Reconstructing Dynamic Scenes with Topologically-Varying Neural Implicit Fields
Abstract
This paper addresses the challenge of reconstructing dynamic scenes from monocular videos with dynamic neural implicit fields. Previous methods combine a single canonical template with a per-frame deformation field or optimize a hyperspace of templates to cover the variance of the scenes with a large amount of templates. However, single-template based methods cannot recover scenes with topology changes, while hyperspace template approaches may fail to be optimized under large-scale topology changes or motions without any constraints over the high-dimensional space. To address these issues, we propose a topologically-varying neural implicit fields by deforming the sum of multiple canonical templates and recovering large-scale motion and topology changes with a video segmentation strategy.

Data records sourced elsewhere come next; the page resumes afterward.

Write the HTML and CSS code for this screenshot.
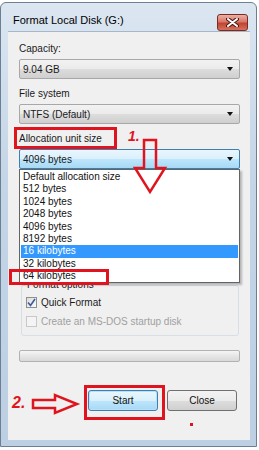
FILE: index.html
```html
<!DOCTYPE html>
<html lang="en">
<head>
    <meta charset="UTF-8">
    <meta name="viewport" content="width=device-width, initial-scale=1.0">
    <title>Format Local Disk (G:)</title>
    <link rel="stylesheet" href="styles.css">
</head>
<body>
    <div class="page">
        <div class="window">
            <div class="titlebar">
                <span class="title">Format Local Disk (G:)</span>
                <span class="close-x">
                    <svg width="13" height="9" viewBox="0 0 13 9">
                        <path d="M2 1 L11 8 M11 1 L2 8" stroke="#4a1810" stroke-width="4" stroke-linecap="round"/>
                        <path d="M2 1 L11 8 M11 1 L2 8" stroke="#fff" stroke-width="2" stroke-linecap="round"/>
                    </svg>
                </span>
            </div>
            <div class="client">
                <div class="field-label">Capacity:</div>
                <div class="combo"><span>9.04 GB</span><i class="caret"></i></div>

                <div class="field-label">File system</div>
                <div class="combo"><span>NTFS (Default)</span><i class="caret"></i></div>

                <div class="field-label">Allocation unit size</div>
                <div class="combo combo-open">
                    <span>4096 bytes</span><i class="caret"></i>
                    <!-- open drop-down list, covers the volume label part -->
                    <ul class="dropdown">
                        <li>Default allocation size</li>
                        <li>512 bytes</li>
                        <li>1024 bytes</li>
                        <li>2048 bytes</li>
                        <li>4096 bytes</li>
                        <li>8192 bytes</li>
                        <li class="selected">16 kilobytes</li>
                        <li>32 kilobytes</li>
                        <li>64 kilobytes</li>
                    </ul>
                </div>

                <fieldset class="options">
                    <legend>Format options</legend>
                    <div class="check">
                        <span class="box">
                            <svg width="9" height="9" viewBox="0 0 9 9">
                                <path d="M1 4.5 L3.5 7.5 L8 1" fill="none" stroke="#3b5a9a" stroke-width="1.6"/>
                            </svg>
                        </span>
                        Quick Format
                    </div>
                    <div class="check disabled">
                        <span class="box"></span>
                        Create an MS-DOS startup disk
                    </div>
                </fieldset>

                <div class="progress"></div>

                <div class="buttons">
                    <div class="btn btn-default">Start</div>
                    <div class="btn">Close</div>
                </div>
            </div>
        </div>

        <!-- red tutorial marks drawn over the screenshot -->
        <svg class="marks" width="259" height="450" viewBox="0 0 259 450">
            <rect x="15.5" y="128.5" width="100" height="19" fill="none" stroke="#e0141e" stroke-width="3"/>
            <polygon points="144,140 156,140 156,168 165,168 150,192 135,168 144,168" fill="none" stroke="#e0141e" stroke-width="2.5"/>
            <rect x="10.5" y="270.5" width="97" height="13" fill="none" stroke="#e0141e" stroke-width="3"/>
            <polygon points="33,400 55,400 55,395 77,404 55,413 55,408 33,408" fill="none" stroke="#e0141e" stroke-width="2.5"/>
            <rect x="85.5" y="386.5" width="78" height="32" fill="none" stroke="#e0141e" stroke-width="3"/>
            <rect x="190" y="423" width="3" height="3" fill="#e0141e"/>
        </svg>
        <span class="step step-1">1.</span>
        <span class="step step-2">2.</span>
    </div>
</body>
</html>
```

FILE: styles.css
```css
body {
    margin: 0;
    background-color: #fff;
    font-family: "Liberation Sans", Arial, sans-serif;
    font-size: 10px;
    color: #1a1a1a;
}
.page {
    position: relative;
    width: 259px;
    height: 450px;
    overflow: hidden;
}
.window {
    margin-top: 2px;
    width: 255px;
    height: 443px;
    border: 1px solid #6d7f92;
    border-radius: 6px 6px 0 0;
    background: linear-gradient(to bottom, #dbe6f1 0%, #c4d5e7 40%, #bccfe3 100%);
    display: flex;
    flex-direction: column;
}
.titlebar {
    height: 28px;
    display: flex;
    align-items: center;
    padding: 0 8px 0 12px;
}
.title {
    flex: 1;
    font-size: 11px;
    color: #000;
    padding-top: 6px;
}
.close-x {
    width: 29px;
    height: 15px;
    margin-top: 11px;
    border: 1px solid #7c2a1f;
    border-radius: 3px;
    background: linear-gradient(to bottom, #eab0a4 0%, #d7796a 45%, #c1442f 55%, #d2735f 100%);
    display: flex;
    align-items: center;
    justify-content: center;
}
.client {
    margin: 0 6px 0 7px;
    height: 409px;
    box-sizing: border-box;
    padding: 10px 10px 0 11px;
    background-color: #f0f0f0;
    border-top: 1px solid #a7b7c9;
}
.field-label {
    height: 14px;
    line-height: 14px;
    margin-bottom: 3px;
}
.combo {
    position: relative;
    height: 20px;
    box-sizing: border-box;
    border: 1px solid #a8a8a8;
    border-radius: 2px;
    background: linear-gradient(to bottom, #f2f2f2 0%, #ebebeb 50%, #dddddd 51%, #cfcfcf 100%);
    display: flex;
    align-items: center;
    padding: 0 6px 0 3px;
    margin-bottom: 8px;
}
.combo span {
    flex: 1;
}
.caret {
    width: 0;
    height: 0;
    border-left: 3px solid transparent;
    border-right: 3px solid transparent;
    border-top: 4px solid #111;
}
.combo-open {
    border-color: #3c7fb1;
    background: linear-gradient(to bottom, #eaf6fd 0%, #d9f0fc 50%, #bee6fd 51%, #a7d9f5 100%);
}
.dropdown {
    position: absolute;
    top: 19px;
    left: -1px;
    width: 221px;
    height: 114px;
    box-sizing: border-box;
    margin: 0;
    padding: 1px 1px 0;
    list-style: none;
    background-color: #fff;
    border: 1px solid #646464;
    box-shadow: 2px 2px 2px rgba(0, 0, 0, 0.25);
    z-index: 2;
}
.dropdown li {
    height: 12.4px;
    line-height: 12.4px;
    padding-left: 2px;
    color: #111;
    white-space: nowrap;
}
.dropdown li.selected {
    background-color: #3399ff;
    color: #fff;
}
.options {
    margin: 109px 1px 0 2px;
    padding: 3px 4px 7px;
    border: 1px solid #d5dfe5;
    border-radius: 3px;
}
.options legend {
    padding: 0 1px;
    height: 14px;
    line-height: 14px;
}
.check {
    height: 14px;
    display: flex;
    align-items: center;
    gap: 4px;
    margin-bottom: 5px;
}
.check:last-child {
    margin-bottom: 0;
}
.box {
    width: 11px;
    height: 11px;
    box-sizing: border-box;
    border: 1px solid #8e8f8f;
    background: linear-gradient(135deg, #dcdcdc, #fafafa);
    display: flex;
    align-items: center;
    justify-content: center;
}
.check.disabled {
    color: #a0a0a0;
}
.check.disabled .box {
    border-color: #c8c8c8;
    background: #f4f4f4;
}
.progress {
    margin-top: 14px;
    height: 12px;
    box-sizing: border-box;
    border: 1px solid #b2b2b2;
    border-radius: 2px;
    background: linear-gradient(to bottom, #f5f5f5 0%, #e6e6e6 50%, #d9d9d9 100%);
}
.buttons {
    margin-top: 28px;
    display: flex;
    justify-content: flex-end;
    gap: 9px;
    padding-right: 3px;
}
.btn {
    width: 70px;
    height: 21px;
    line-height: 19px;
    box-sizing: border-box;
    text-align: center;
    border: 1px solid #707070;
    border-radius: 3px;
    background: linear-gradient(to bottom, #f2f2f2 0%, #ebebeb 50%, #dddddd 51%, #cfcfcf 100%);
    color: #111;
}
.btn-default {
    border-color: #3c7fb1;
    background: linear-gradient(to bottom, #eaf6fd 0%, #d9f0fc 50%, #bee6fd 51%, #a7d9f5 100%);
    box-shadow: inset 0 0 0 1px #b9e0f7;
}
.marks {
    position: absolute;
    top: 0;
    left: 0;
    z-index: 3;
}
.step {
    position: absolute;
    z-index: 3;
    color: #e0141e;
    font-weight: bold;
    font-style: italic;
    line-height: 1;
}
.step-1 {
    left: 128px;
    top: 129px;
    font-size: 14px;
}
.step-2 {
    left: 12px;
    top: 395px;
    font-size: 16px;
}
```
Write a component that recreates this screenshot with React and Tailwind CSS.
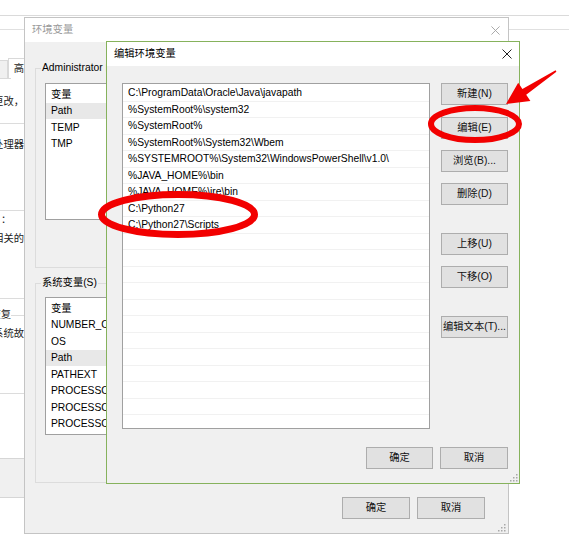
import React from "react";

const font = "font-['Liberation_Sans','Noto_Sans_CJK_SC',sans-serif]";

const pathRows = [
  "C:\\ProgramData\\Oracle\\Java\\javapath",
  "%SystemRoot%\\system32",
  "%SystemRoot%",
  "%SystemRoot%\\System32\\Wbem",
  "%SYSTEMROOT%\\System32\\WindowsPowerShell\\v1.0\\",
  "%JAVA_HOME%\\bin",
  "%JAVA_HOME%\\jre\\bin",
  "C:\\Python27",
  "C:\\Python27\\Scripts",
];

const userVars = ["Path", "TEMP", "TMP"];
const sysVars = ["NUMBER_OF_PROCESSORS", "OS", "Path", "PATHEXT", "PROCESSOR_ARCHITECTURE", "PROCESSOR_IDENTIFIER", "PROCESSOR_LEVEL"];

const WinButton = ({ children, className = "" }) => (
  <div
    className={`h-[22px] flex items-center justify-center bg-[#e1e1e1] border border-[#adadad] text-[#111] whitespace-nowrap ${className}`}
  >
    {children}
  </div>
);

const CloseIcon = ({ color, size }) => (
  <svg width={size} height={size} viewBox="0 0 10 10">
    <path d="M0.5 0.5 L9.5 9.5 M9.5 0.5 L0.5 9.5" stroke={color} strokeWidth="1" />
  </svg>
);

const Grip = () => (
  <svg width="10" height="10" viewBox="0 0 10 10">
    {[
      [8, 2],
      [8, 5],
      [5, 5],
      [8, 8],
      [5, 8],
      [2, 8],
    ].map(([x, y], i) => (
      <rect key={i} x={x} y={y} width="1.5" height="1.5" fill="#a8a8a8" />
    ))}
  </svg>
);

const VarList = ({ rows, selected, className = "" }) => (
  <div className={`bg-white border border-[#a0a0a0] overflow-hidden ${className}`}>
    <div className="h-[16.5px] flex items-center pl-[5px]">变量</div>
    {rows.map((r, i) => (
      <div
        key={i}
        className={`h-[16.5px] flex items-center pl-[5px] whitespace-nowrap ${
          r === selected ? "bg-[#e8e8e8]" : ""
        }`}
      >
        {r}
      </div>
    ))}
  </div>
);

// text of the window behind, cut off by the window in front
const Peek = ({ children }) => (
  <div className="h-[14px] flex items-center justify-end overflow-hidden whitespace-nowrap">{children}</div>
);

const App = () => {
  const emptyRows = Array.from({ length: 12 });

  return (
    <div className={`relative w-[569px] h-[549px] bg-white overflow-hidden text-[10.3px] text-black ${font}`}>
      {/* System properties window (behind) */}
      <div className="absolute top-[15px] left-0 right-0 h-[483px] border-t border-[#dadada] bg-white flex flex-col">
        <div className="h-[14px] border-b border-[#e0e0e0]" />
        <div className="flex-1 flex">
          <div className="w-[24px] flex flex-col text-[#222]">
            <div className="h-[28px]" />
            <div className="h-[20px] flex items-end">
              <div className="w-[11px] h-[18px] bg-[#f0f0f0] border-t border-r border-[#d9d9d9]" />
              <div className="flex-1 h-[20px] border-t border-l border-[#d9d9d9] bg-white pl-[5px] flex items-center">
                高
              </div>
            </div>
            <div className="h-[17px] border-t border-[#d9d9d9] w-[11px]" />
            <Peek>更改，</Peek>
            <div className="h-[14px]" />
            <div className="h-[15px] border-t border-[#dcdcdc]" />
            <Peek>处理器</Peek>
            <div className="h-[58px]" />
            <div className="h-[1px] bg-[#dcdcdc]" />
            <div className="h-[2px]" />
            <div className="h-[14px] flex items-center pl-[1px]">：</div>
            <div className="h-[5px]" />
            <Peek>相关的</Peek>
            <div className="h-[52px]" />
            <div className="h-[1px] bg-[#dcdcdc]" />
            <div className="h-[9px]" />
            <div className="h-[14px] flex items-center">
              <div className="w-[11px] overflow-hidden flex justify-end whitespace-nowrap">恢复</div>
              <div className="flex-1 h-px bg-[#dcdcdc]" />
            </div>
            <div className="h-[5px]" />
            <Peek>系统故</Peek>
            <div className="h-[52px]" />
            <div className="h-[1px] bg-[#dcdcdc]" />
            <div className="h-[64px]" />
            <div className="h-[40px] bg-[#f0f0f0] border-t border-b border-[#d6d6d6]" />
          </div>
          <div className="flex-1" />
        </div>
      </div>

      {/* 环境变量 window */}
      <div className="absolute left-[24px] top-[17px] w-[485px] h-[517px] border border-[#c4c4c4] bg-[#f0f0f0] flex flex-col">
        <div className="h-[24px] bg-white flex items-center justify-between pl-[7px] pr-[8px] text-[#9a9a9a]">
          <span>环境变量</span>
          <CloseIcon color="#a0a0a0" size={9} />
        </div>
        <div className="flex-1 flex flex-col px-[10px]">
          <fieldset className="mt-[19px] h-[207px] border border-[#dcdcdc] pl-[9px] pr-[9px]">
            <legend className="-ml-[4px] px-[1px] leading-[14px]">Administrator 的用户变量(U)</legend>
            <VarList rows={userVars} selected="Path" className="mt-[8px] h-[137px] w-[200px] pt-[2px]" />
          </fieldset>
          <fieldset className="mt-[8px] h-[207px] border border-[#dcdcdc] pl-[9px] pr-[9px]">
            <legend className="-ml-[4px] px-[1px] leading-[14px]">系统变量(S)</legend>
            <VarList rows={sysVars} selected="Path" className="mt-[7px] h-[138px] w-[200px] pt-[2px]" />
          </fieldset>
          <div className="mt-[14px] flex justify-end gap-[7px] pr-[13px]">
            <WinButton className="w-[68px]">确定</WinButton>
            <WinButton className="w-[68px]">取消</WinButton>
          </div>
          <div className="flex-1 flex items-end justify-end -mr-[8px] pb-[1px]">
            <Grip />
          </div>
        </div>
      </div>

      {/* 编辑环境变量 window */}
      <div className="absolute left-[106px] top-[41px] w-[414px] h-[443px] border border-[#86b25c] bg-[#f0f0f0] flex flex-col">
        <div className="h-[24px] bg-white flex items-center justify-between pl-[7px] pr-[7px]">
          <span>编辑环境变量</span>
          <CloseIcon color="#222" size={10} />
        </div>
        <div className="flex-1 flex flex-col pt-[17px] pl-[15px] pr-[11px]">
          <div className="flex gap-[11px]">
            <div className="w-[308px] h-[346px] bg-white border border-[#a0a0a0] overflow-hidden pt-[1px]">
              {pathRows.map((p, i) => (
                <div key={i} className="h-[16.5px] border-b border-[#f1f1f1] flex items-center pl-[5px] whitespace-nowrap">
                  {p}
                </div>
              ))}
              {emptyRows.map((_, i) => (
                <div key={"e" + i} className="h-[16.5px] border-b border-[#f1f1f1]" />
              ))}
            </div>
            <div className="w-[67px] flex flex-col">
              <WinButton>新建(N)</WinButton>
              <WinButton className="mt-[12px]">编辑(E)</WinButton>
              <WinButton className="mt-[11px]">浏览(B)...</WinButton>
              <WinButton className="mt-[11px]">删除(D)</WinButton>
              <WinButton className="mt-[28px]">上移(U)</WinButton>
              <WinButton className="mt-[11px]">下移(O)</WinButton>
              <WinButton className="mt-[28px]">编辑文本(T)...</WinButton>
            </div>
          </div>
          <div className="mt-[18px] flex justify-end gap-[7px]">
            <WinButton className="w-[67px] border-[#0078d7] border-[1.5px]">确定</WinButton>
            <WinButton className="w-[68px]">取消</WinButton>
          </div>
          <div className="flex-1 flex items-end justify-end -mr-[10px] pb-[1px]">
            <Grip />
          </div>
        </div>
      </div>

      {/* red annotations */}
      <svg className="absolute inset-0 pointer-events-none" width="569" height="549" viewBox="0 0 569 549">
        <ellipse cx="475" cy="124" rx="44" ry="16" fill="none" stroke="#f20000" strokeWidth="6" />
        <ellipse cx="178" cy="214.5" rx="76.5" ry="20" fill="none" stroke="#f20000" strokeWidth="7" />
        <polygon
          points="506,104 530.4,101 526.2,94.8 556.4,71.7 555.6,70.3 522.4,89 518.2,82.8"
          fill="#f20000"
        />
      </svg>
    </div>
  );
};

export default App;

Specifically, multiple templates are defined in canonical space, i.e. a primary template and sparse auxiliary templates. The primary template represents parts that do not change significantly during movement, while the auxiliary templates are combined linearly to represent topological changes. To reconstruct large-scale topologically-varying scenes, a dynamic segmentation strategy is adopted to divide the entire video into multiple segments, and each segment is modeled with its own templates. Compared to existing reconstruction methods for topologically changing objects, our method uses sparse auxiliary templates to form a continuous hyperspace, which is easier to optimize even under large topology changes and motions. Experimental results on various datasets demonstrate that our method outperforms previous works in both geometric reconstruction and novel-view synthesis.